The Issue at Hand

The Issue at Hand

Chapter 10: Virtue: The Five Precepts

As a merchant carrying great wealth
In a small caravan avoids a dangerous road:
As someone who loves life
Avoids poison:
So should you avoid evil deeds.- Dhammapada 123

Buddhist spiritual practice falls into three general categories known in Pali as sila, samadhi and pañña, which can be translated into English as virtue, meditation and wisdom, respectively. They function like three legs of a tripod; it is essential to cultivate all three. Wisdom and meditation will not develop without virtue. Developing virtue and understanding to the full depths of its possibility requires wisdom and meditation

No single English word adequately translates sila. Sometimes, in its etymological origins, sila is said to come from the word for “bed”. Certainly we can see it as the bedrock or foundation upon which the rest of our spiritual practice is built. Sooner or later, anyone who begins to develop some sensitivity through mindfulness practice will discover that without the foundation of virtue, the depths of sensitivity are hard to develop.

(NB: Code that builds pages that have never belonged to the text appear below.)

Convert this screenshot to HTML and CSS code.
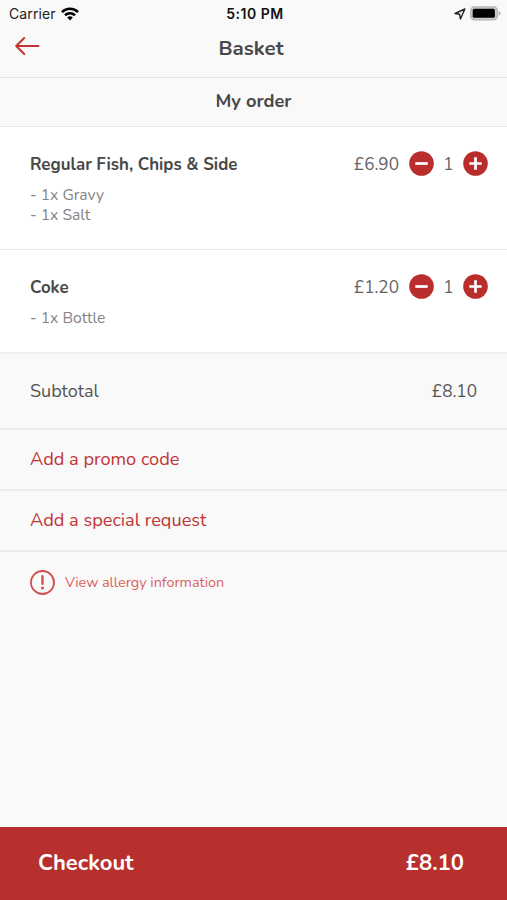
FILE: index.html
```html
<!DOCTYPE html>
<html lang="en">
<head>
<meta charset="utf-8">
<title>Basket</title>
<link rel="stylesheet" href="styles.css">
</head>
<body>
<div class="screen">
  <header class="top">
    <div class="status">
      <div class="carrier"><span>Carrier</span>
        <svg width="18" height="14" viewBox="0 0 18 14"><g fill="none" stroke="#000" stroke-width="2.6"><path d="M1 5.1a11.4 11.4 0 0 1 16 0"/><path d="M4 8.3a7.2 7.2 0 0 1 10 0"/></g><path d="M9 13.4 6.2 10.5a4 4 0 0 1 5.6 0z"/></svg>
      </div>
      <div class="clock">5:10 PM</div>
      <div class="indicators">
        <svg width="12" height="12" viewBox="0 0 12 12"><path d="M10.9 1 1 5.5l4.6.8.8 4.7z" fill="none" stroke="#222" stroke-width="1.4" stroke-linejoin="round"/></svg>
        <svg width="31" height="15" viewBox="0 0 31 15"><rect x=".8" y=".8" width="26.4" height="13" rx="3.6" fill="#ccc" stroke="#b4b4b4" stroke-width="1.3"/><rect x="2.7" y="2.8" width="22.2" height="9" rx="1.6"/><path d="M28.7 5c2.3.8 2.3 3.8 0 4.6z" fill="#aaa"/></svg>
      </div>
    </div>
    <div class="nav">
      <svg class="back" width="26" height="20" viewBox="0 0 26 20"><path d="M23.5 10H1.5M9.2 2 1.2 10l8 8" fill="none" stroke="#c23331" stroke-width="2" stroke-linecap="round" stroke-linejoin="round"/></svg>
      <h1>Basket</h1>
    </div>
  </header>
  <h2 class="section">My order</h2>

  <section class="item">
    <div class="line">
      <h3>Regular Fish, Chips &amp; Side</h3>
      <span class="price">£6.90</span>
      <svg class="btn" width="25" height="25" viewBox="0 0 25 25"><circle cx="12.5" cy="12.5" r="12.3"/><path d="M6.3 12.5h12.4"/></svg>
      <span class="qty">1</span>
      <svg class="btn" width="25" height="25" viewBox="0 0 25 25"><circle cx="12.5" cy="12.5" r="12.3"/><path d="M6.3 12.5h12.4M12.5 6.3v12.4"/></svg>
    </div>
    <ul><li>- 1x Gravy</li><li>- 1x Salt</li></ul>
  </section>

  <section class="item short">
    <div class="line">
      <h3>Coke</h3>
      <span class="price">£1.20</span>
      <svg class="btn" width="25" height="25" viewBox="0 0 25 25"><circle cx="12.5" cy="12.5" r="12.3"/><path d="M6.3 12.5h12.4"/></svg>
      <span class="qty">1</span>
      <svg class="btn" width="25" height="25" viewBox="0 0 25 25"><circle cx="12.5" cy="12.5" r="12.3"/><path d="M6.3 12.5h12.4M12.5 6.3v12.4"/></svg>
    </div>
    <ul><li>- 1x Bottle</li></ul>
  </section>

  <div class="subtotal"><span>Subtotal</span><span class="sum">£8.10</span></div>
  <div class="action"><span>Add a promo code</span></div>
  <div class="action"><span>Add a special request</span></div>
  <div class="allergy">
    <svg width="25" height="25" viewBox="0 0 25 25"><circle cx="12.5" cy="12.5" r="11.5" fill="none" stroke="#d14c4c" stroke-width="1.8"/><path d="M12.5 6.2v7.7" stroke="#d14c4c" stroke-width="2.3" stroke-linecap="round"/><circle cx="12.5" cy="18" r="1.5" fill="#d14c4c"/></svg>
    <span>View allergy information</span>
  </div>
  <footer class="checkout"><span>Checkout</span><span class="total">£8.10</span></footer>
</div>
</body>
</html>
```

FILE: styles.css
```css
* { box-sizing: border-box; }
body { margin: 0; background: #f9f9f9; }
h1, h2, h3, ul { margin: 0; padding: 0; }
svg { display: block; flex: none; }
.screen {
  width: 507px;
  height: 900px;
  display: flex;
  flex-direction: column;
  background: #f9f9f9;
  color: #484848;
  font-family: Nunito, Lato, sans-serif;
  white-space: nowrap;
  overflow: hidden;
}
.top { height: 78px; border-bottom: 1px solid #e5e5e5; }
.status {
  height: 27px;
  display: grid;
  grid-template-columns: 1fr auto 1fr;
  align-items: center;
  padding: 0 6px 0 9px;
  font: 14px Inter, sans-serif;
  letter-spacing: .1px;
  color: #222;
}
.carrier { display: flex; align-items: center; gap: 5px; }
.clock { font-weight: 600; color: #111; letter-spacing: .5px; }
.indicators { display: flex; justify-content: flex-end; align-items: center; gap: 4px; }
.nav {
  height: 42px;
  display: grid;
  grid-template-columns: 26px 1fr 26px;
  align-items: center;
  padding: 0 20px 0 15px;
}
.back { margin-top: -4px; }
h1 { font-size: 20.5px; font-weight: 700; text-align: center; margin-top: -1px; }
.section {
  height: 49px;
  border-bottom: 1px solid #e8e8e8;
  font-size: 18.3px;
  line-height: 47px;
  text-align: center;
}
.item {
  height: 123px;
  padding: 24px 19px 0 30px;
  background: #fff;
  border-bottom: 1px solid #e8e8e8;
}
.short { height: 104px; border-bottom: 2px solid #eee; }
.line { display: flex; align-items: center; height: 25px; }
h3 { flex: 1; font-size: 16.9px; padding-top: 1px; }
.price { font-size: 17.2px; color: #606468; margin-right: 10px; padding-top: 2px; }
.qty { width: 29px; font-size: 17.2px; text-align: center; color: #606468; padding-top: 2px; }
.btn circle { fill: #b92d2c; }
.btn path { stroke: #fff; stroke-width: 2.7; fill: none; }
ul { list-style: none; margin-top: 10px; font-size: 15.7px; line-height: 19.5px; color: #858585; }
.subtotal {
  height: 76px;
  display: flex;
  justify-content: space-between;
  align-items: center;
  padding: 0 30px;
  border-bottom: 2px solid #ececec;
  font-size: 18px;
  color: #555;
}
.sum { font-size: 17.2px; }
.action {
  height: 61px;
  border-bottom: 2px solid #ececec;
  padding-left: 30px;
  font-size: 18.2px;
  line-height: 59px;
  color: #c03434;
}
.allergy {
  height: 61px;
  display: flex;
  align-items: center;
  gap: 10px;
  padding-left: 30px;
  font-size: 14.4px;
  color: #d95f60;
}
.allergy span { padding-bottom: 2px; }
.checkout {
  margin-top: auto;
  height: 73px;
  display: flex;
  justify-content: space-between;
  align-items: center;
  padding: 0 43px 2px 38px;
  background: #b8302e;
  color: #fff;
  font-size: 22px;
  font-weight: 700;
}
```
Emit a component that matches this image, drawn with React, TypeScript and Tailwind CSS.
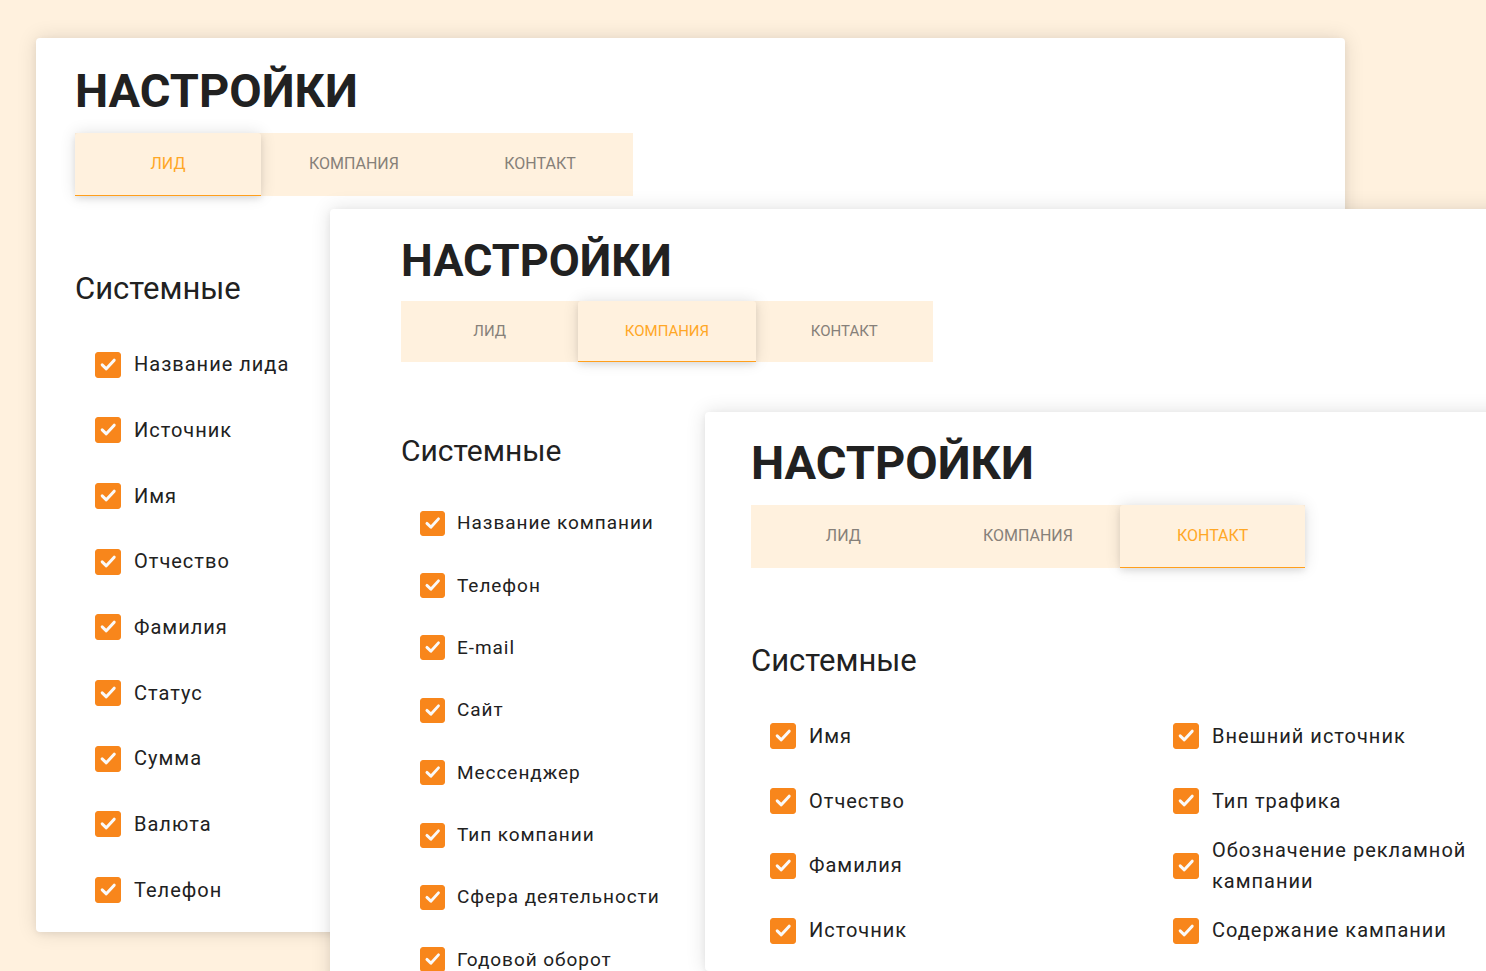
import { useId, useState } from "react";
import clsx from "clsx";

const TABS = ["ЛИД", "КОМПАНИЯ", "КОНТАКТ"];

const LEAD_FIELDS = [
  "Название лида",
  "Источник",
  "Имя",
  "Отчество",
  "Фамилия",
  "Статус",
  "Сумма",
  "Валюта",
  "Телефон",
];

const COMPANY_FIELDS = [
  "Название компании",
  "Телефон",
  "E-mail",
  "Сайт",
  "Мессенджер",
  "Тип компании",
  "Сфера деятельности",
  "Годовой оборот",
];

const CONTACT_FIELDS = [
  "Имя",
  "Отчество",
  "Фамилия",
  "Источник",
  "Внешний источник",
  "Тип трафика",
  "Обозначение рекламной кампании",
  "Содержание кампании",
];

type Size = "md" | "lg";

type SettingsPanelProps = {
  fields: string[];
  initialTab: number;
  size: Size;
  className: string;
  tabsClassName: string;
  listClassName: string;
};

function FieldCheckbox({ label, size }: { label: string; size: Size }) {
  const id = useId();
  const box = size === "lg" ? "size-[26px]" : "size-[25px]";

  return (
    <li className="flex items-center">
      <span className="grid shrink-0">
        <input
          id={id}
          type="checkbox"
          defaultChecked
          className={clsx(
            "peer appearance-none rounded-[3px] border border-[#f8861b] [grid-area:1/1] checked:bg-[#f8861b]",
            box
          )}
        />
        <svg
          viewBox="0 0 26 26"
          fill="none"
          stroke="#fafafa"
          strokeWidth="3"
          strokeLinecap="round"
          strokeLinejoin="round"
          aria-hidden="true"
          className={clsx(
            "pointer-events-none invisible [grid-area:1/1] peer-checked:visible",
            box
          )}
        >
          <path d="M7.2 12.9 11.3 16.8 19.2 8.2" />
        </svg>
      </span>
      <label
        htmlFor={id}
        className={clsx(
          "tracking-wider",
          size === "lg"
            ? "pl-[13px] text-[20px] leading-[31px]"
            : "pl-[12px] text-[19px] leading-[30px]"
        )}
      >
        {label}
      </label>
    </li>
  );
}

function Tabs({ initialTab, className }: { initialTab: number; className: string }) {
  const [active, setActive] = useState(initialTab);

  return (
    <div role="tablist" className={clsx("grid grid-cols-3 bg-[#fff1de]", className)}>
      {TABS.map((tab, index) => (
        <button
          key={tab}
          type="button"
          role="tab"
          aria-selected={index === active}
          onClick={() => setActive(index)}
          className={clsx(
            "border-b",
            index === active
              ? "rounded-t-[3px] border-[#ff9f1c] bg-[#fff1de] text-[#ffa726] shadow-[0_0_16px_rgba(0,0,0,0.12),0_3px_6px_rgba(0,0,0,0.08)]"
              : "border-transparent text-[#868079]"
          )}
        >
          {tab}
        </button>
      ))}
    </div>
  );
}

function SettingsPanel({
  fields,
  initialTab,
  size,
  className,
  tabsClassName,
  listClassName,
}: SettingsPanelProps) {
  const large = size === "lg";

  return (
    <section
      className={clsx(
        "flex flex-col rounded-[4px] bg-white [grid-area:1/1] shadow-[0_0_20px_rgba(0,0,0,0.12),0_2px_6px_rgba(0,0,0,0.06)]",
        className
      )}
    >
      <h1
        className={clsx(
          "font-bold",
          large ? "text-[47px] leading-[56px]" : "text-[45px] leading-[54px]"
        )}
      >
        НАСТРОЙКИ
      </h1>
      <div className={large ? "mt-[14px]" : "mt-[13px]"}>
        <Tabs initialTab={initialTab} className={tabsClassName} />
      </div>
      <h2
        className={clsx(
          "leading-[38px]",
          large ? "mt-[74px] text-[31px]" : "mt-[70px] text-[30px]"
        )}
      >
        Системные
      </h2>
      <ul
        className={clsx(
          "grid flex-1 auto-rows-fr",
          large ? "mt-[24px]" : "mt-[22px]",
          listClassName
        )}
      >
        {fields.map((field) => (
          <FieldCheckbox key={field} label={field} size={size} />
        ))}
      </ul>
    </section>
  );
}

export default function App() {
  return (
    <main className="grid h-screen grid-cols-1 grid-rows-1 overflow-hidden bg-[#fff1de] font-[Roboto,sans-serif] text-[#212121]">
      <SettingsPanel
        fields={LEAD_FIELDS}
        initialTab={0}
        size="lg"
        className="mt-[38px] mr-[141px] mb-[39px] ml-[36px] px-[39px] pt-[25px] pb-[9px]"
        tabsClassName="h-[63px] w-[558px] text-[16px]"
        listClassName="grid-cols-1 pl-[20px]"
      />
      <SettingsPanel
        fields={COMPANY_FIELDS}
        initialTab={1}
        size="md"
        className="mt-[209px] -mr-[40px] -mb-[20px] ml-[330px] px-[71px] pt-[25px]"
        tabsClassName="h-[61px] w-[532px] text-[15px]"
        listClassName="grid-cols-1 pl-[19px]"
      />
      <SettingsPanel
        fields={CONTACT_FIELDS}
        initialTab={2}
        size="lg"
        className="mt-[412px] -mr-[96px] ml-[705px] px-[46px] pt-[23px] pb-[8px]"
        tabsClassName="h-[63px] w-[554px] text-[16px]"
        listClassName="grid-flow-col grid-cols-2 grid-rows-4 gap-x-[40px] pl-[19px]"
      />
    </main>
  );
}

Sila is usually translated as “virtue” or “ethics,” but we need to be careful not to confuse it with Western ideas of virtue and ethics. A traditional foundation of Western ethics is commandments and values often handed down from a god. These values include ideas about right and wrong, good and evil, and absolute rules that we have to live by. This approach to ethics leads easily to guilt, an emotion that is pervasive in the West, but which is considered unnecessary and counterproductive in Buddhism.

Buddhism understands virtue and ethics pragmatically, based not on ideas of good and bad, but rather on the observation that some actions lead to suffering and some actions lead to happiness and freedom. A Buddhist asks, “Does this action lead to increased suffering or increased happiness, for myself and others?” This pragmatic approach is more conducive to investigation than to guilt.

As guidelines for virtue and ethical behavior, the Buddha formulated precepts for us to follow. For lay people, there are five basic guidelines. These are 1) to abstain from killing, 2) to abstain from stealing, 3) to abstain from sexual misconduct, 4) to abstain from lying, and 5) to abstain from intoxicants such as drugs or alcohol.

The Buddha referred to these five in different ways, giving us different perspectives from which to understand them. Sometimes he called them the “five training rules” (pancasikkha), sometimes “five virtues” (pancasila), and sometimes simply as “the five things” or the “five truths” (pancadhamma). The expression “the five things” might seem odd, but perhaps it helps to free us from fixed ideas about what these “things” are, and how they function.

There are three ways of understanding these “five things.” The first is as rules of behavior. These are not considered commandments; rather the Buddha called them “training rules.” We voluntarily take on the training precepts as a discipline for the support of our spiritual training. Following them promotes the development of meditation, wisdom and compassion.

As training rules, the precepts are understood as rules of restraint. They are phrased as “For the sake of my training, I vow not to kill, not to steal,” and so forth. We agree to hold back on certain impulses. Instead of following our inclination to kill a mosquito or steal pencils from work, we hold back and try to bring mindfulness to the discomfort we are impulsively reacting to. Rather than focusing on whether the actions are bad or immoral, we use these restraints as mirrors to study ourselves, to understand our reactions and motivations, and to reflect on the consequences of our actions.

Following the training rules offers us a powerful form of protection. Primarily, the precepts protect us from ourselves, from the suffering we cause others and ourselves when we act unskillfully.

The second way the Buddha talked about the precepts was as principles of virtue. The fundamental principles that underlie all five precepts are compassion, not causing harm, and generosity. We follow the precepts out of compassion, out of a sense of the suffering of others, and out of the possibility that others can be free of suffering. We also live by the precepts out of compassion for ourselves. We want to be careful about our intentional actions, how we act, how we speak, even the kinds of thoughts we pursue.

So that the precepts do not become a rigid ideal that we live by, we practice them together with the principle of non-harming. We can keep in check any tendency to create harm through narrow minded or callous use of the precepts by asking ourselves, “Is this action causing harm to myself or others?” The understanding of what causes harm brings humanity to the precepts.

Living by the precepts is itself an act of generosity; we give a wonderful gift of protection to ourselves and to others. Indeed, one pragmatic reason to follow the precepts as rules of restraint is to bring joy to our lives. Many people meditate because they feel they are lacking joy and happiness. According to the Buddha, one of the best ways to cultivate and appreciate joy is to live a virtuous life.

The third way the Buddha talked about the precepts was as qualities of a person’s character. The Buddha described someone who was spiritually well developed as endowed with the five virtues. The Buddha said that once you reach a certain level of awakening, it is simply not possible to break the precepts. Following the precepts is a direct by-product of having discovered freedom.

In summary, these five things can be understood as rules of training, as principles to guide our actions, and as a description of how an awakened person acts. The world needs more people with the intention, sensitivity and purity of heart represented by the five precepts.

May the precepts be a source of joy for everyone.